● TO BE DONE
Count every line of these entries that holds the word "index", and reply with the number only.

● LISTED ENTRIES

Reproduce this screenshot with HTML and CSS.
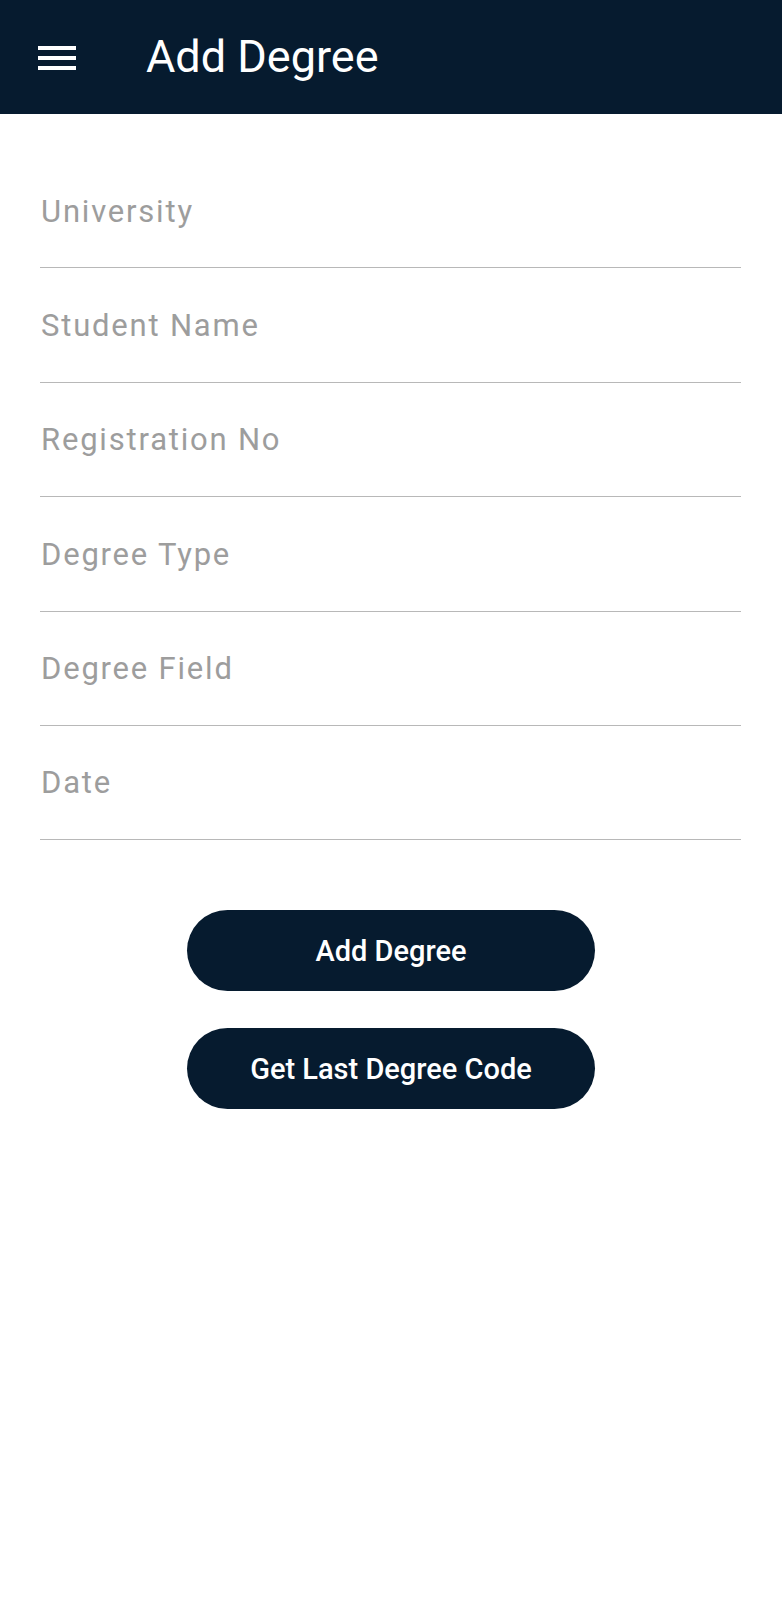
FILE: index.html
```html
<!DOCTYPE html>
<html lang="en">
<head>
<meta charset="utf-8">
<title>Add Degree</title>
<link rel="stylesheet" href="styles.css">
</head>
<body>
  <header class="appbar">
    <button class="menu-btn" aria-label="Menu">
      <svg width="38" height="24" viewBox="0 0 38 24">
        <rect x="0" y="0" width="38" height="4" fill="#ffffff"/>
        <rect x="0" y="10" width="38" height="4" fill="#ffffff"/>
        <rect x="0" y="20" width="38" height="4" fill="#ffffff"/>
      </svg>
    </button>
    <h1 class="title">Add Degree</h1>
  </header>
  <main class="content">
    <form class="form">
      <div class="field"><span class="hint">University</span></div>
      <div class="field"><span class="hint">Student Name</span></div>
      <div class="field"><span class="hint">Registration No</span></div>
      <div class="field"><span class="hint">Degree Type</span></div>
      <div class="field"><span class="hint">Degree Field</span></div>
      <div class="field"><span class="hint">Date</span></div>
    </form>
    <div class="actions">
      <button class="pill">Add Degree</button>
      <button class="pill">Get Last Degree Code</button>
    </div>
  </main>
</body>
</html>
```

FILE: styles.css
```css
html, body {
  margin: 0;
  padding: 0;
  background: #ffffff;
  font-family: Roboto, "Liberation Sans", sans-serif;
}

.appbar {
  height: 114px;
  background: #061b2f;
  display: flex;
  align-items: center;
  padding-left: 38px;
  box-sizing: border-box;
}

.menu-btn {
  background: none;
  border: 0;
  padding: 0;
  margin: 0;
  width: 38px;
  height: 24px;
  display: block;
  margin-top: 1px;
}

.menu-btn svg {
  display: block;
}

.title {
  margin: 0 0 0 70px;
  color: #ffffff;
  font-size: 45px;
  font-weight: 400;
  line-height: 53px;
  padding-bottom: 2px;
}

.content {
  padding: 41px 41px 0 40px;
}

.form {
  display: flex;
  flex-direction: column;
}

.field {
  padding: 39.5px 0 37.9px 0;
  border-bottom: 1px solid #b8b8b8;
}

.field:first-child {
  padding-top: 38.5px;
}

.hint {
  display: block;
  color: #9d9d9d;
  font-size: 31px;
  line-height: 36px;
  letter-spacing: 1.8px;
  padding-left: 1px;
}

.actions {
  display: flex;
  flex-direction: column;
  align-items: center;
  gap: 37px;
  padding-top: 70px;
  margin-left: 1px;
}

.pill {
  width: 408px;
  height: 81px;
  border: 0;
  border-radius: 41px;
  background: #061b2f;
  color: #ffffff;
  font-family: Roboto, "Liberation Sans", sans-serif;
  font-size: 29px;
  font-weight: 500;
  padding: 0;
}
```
...
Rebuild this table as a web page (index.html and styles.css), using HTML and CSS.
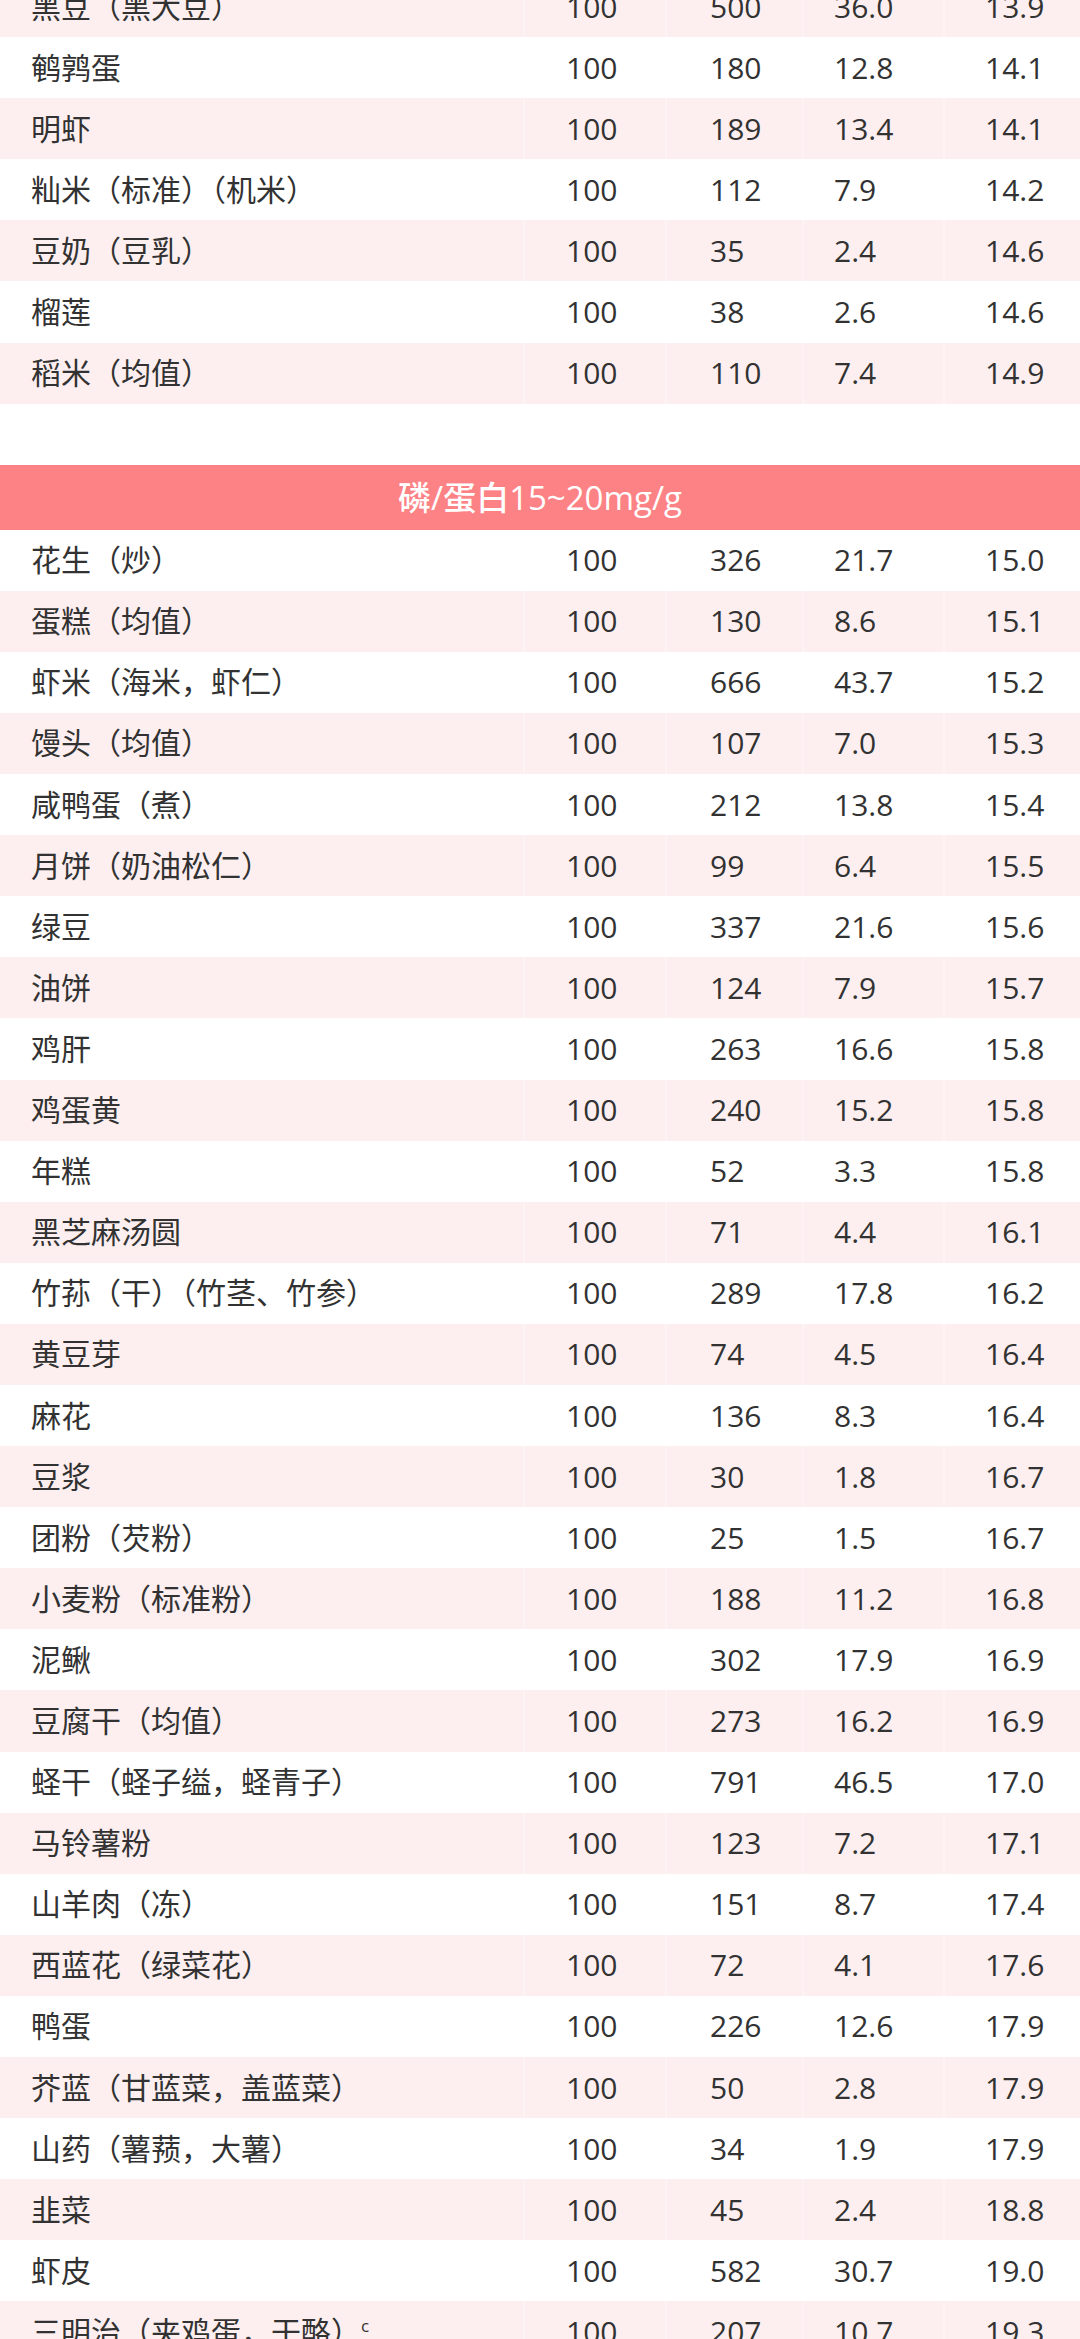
---
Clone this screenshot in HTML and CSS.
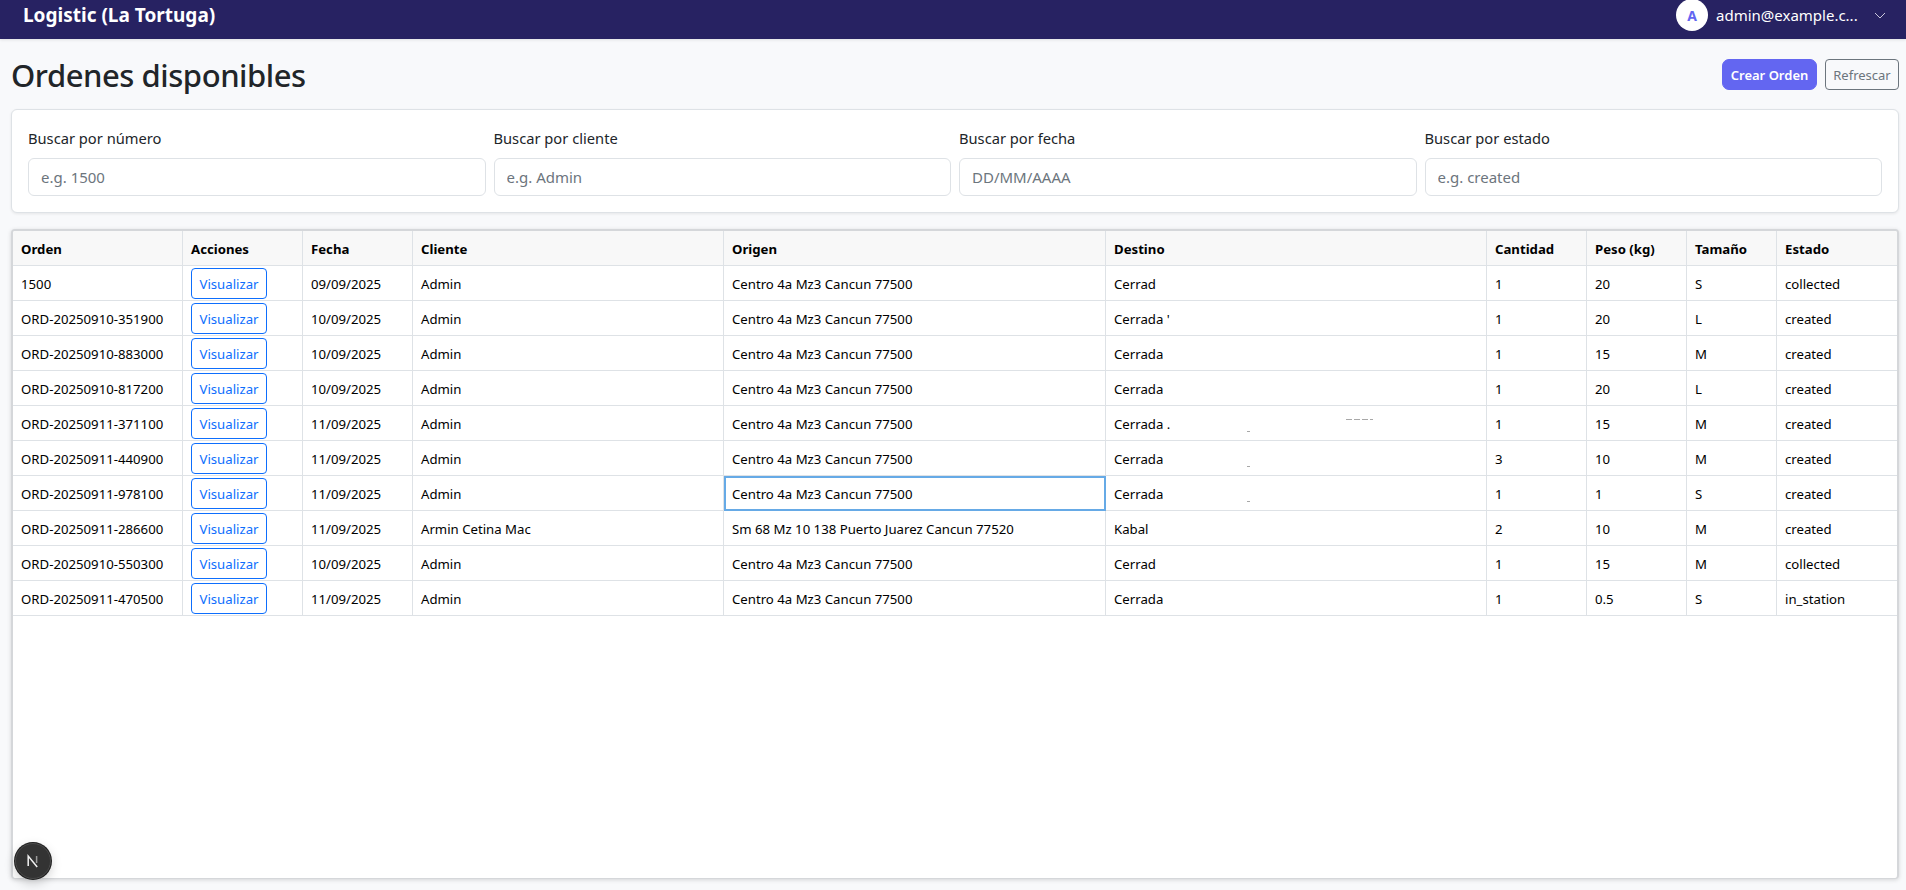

● RESPONSE
2